Среди рабочих не было ни одного, кто имел бы полное среднее образование, даже бригадир. К Алексею вначале отнеслись, как к представителю «хилой интеллигенции», с осторожностью и недоверием. Но своим трудолюбием, упорством и простотой в общении, он быстро приобрёл авторитет и выделялся среди других только возрастом. Рабочая школа и бытовая среда шахтёрского участка, где он жил, воспитали в нём способность адаптироваться в любом трудовом коллективе. Самым важным в отношениях, он считал общение с простыми людьми. Никогда не показывать своё превосходство, какие бы преимущества не имел. В будущем он никогда не «гнул спину» перед чинушами и не ставил себя по жизни выше простого рабочего. Его будут считать «своим» врачи и учителя, строители и учёные. Но это будет далеко потом. Первая профессия токаря пригодилась ему для понимания настоящего производства, его незатейливых неписанных законов, психологии коллектива, амбиций мастеров и рабочих-профессионалов. Но он почувствовал незримую, словно лёгкая дымка, стенку отчуждённости рабочего и мастера от человека, который не остановится на средней школе, готов учиться дальше и со временем пополнит «чуждые» ряды «начальников». Один из бригады токарей так и заявил Алексею: «Ты не наш.
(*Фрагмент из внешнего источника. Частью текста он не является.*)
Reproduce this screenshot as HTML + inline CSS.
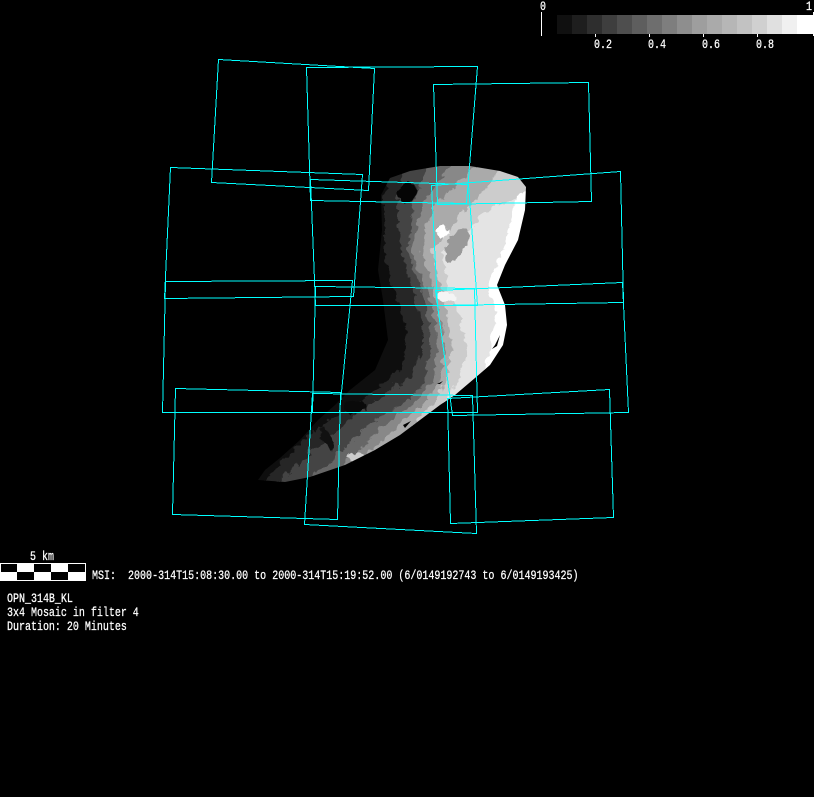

Посмотрим, как ты будешь относиться к нам лет, этак, через десять, когда станешь руководить». Только они не поняли, что с ними был юноша из рабочей семьи, испытавший все «прелести» послевоенной жизни и лучше многих, понявший, что жизнь надо строить самому, добиваться собственных побед, не отделять себя стеной личных амбиций от простых людей. Но у рабочих была своя правда, испытанная на собственном примере.
А ты читал?
Однажды вечером к нему зашла классный руководитель – учительница русского языка и литературы. Мама лежала в больнице. Алёша был один, чистил картошку на ужин. Сконфузившись, он бросил нож, затолкал ногой тазик с чистыми клубнями под стол и смущённо уставился на учительницу. Она удивлённо осматривала скромную обстановку квартиры. Алексей стеснялся этой обстановки. Две металлических кровати, аккуратно заправленные, стол с радиоприёмником, да сундук в углу. Вот и всё. Нет, был ещё очень важный для Алексея элемент мебели – этажерка с книгами. Роза Усмановна подошла к его заветной этажерке и, водя пальцем по корешкам, стала вслух читать названия книг и задавать вопросы.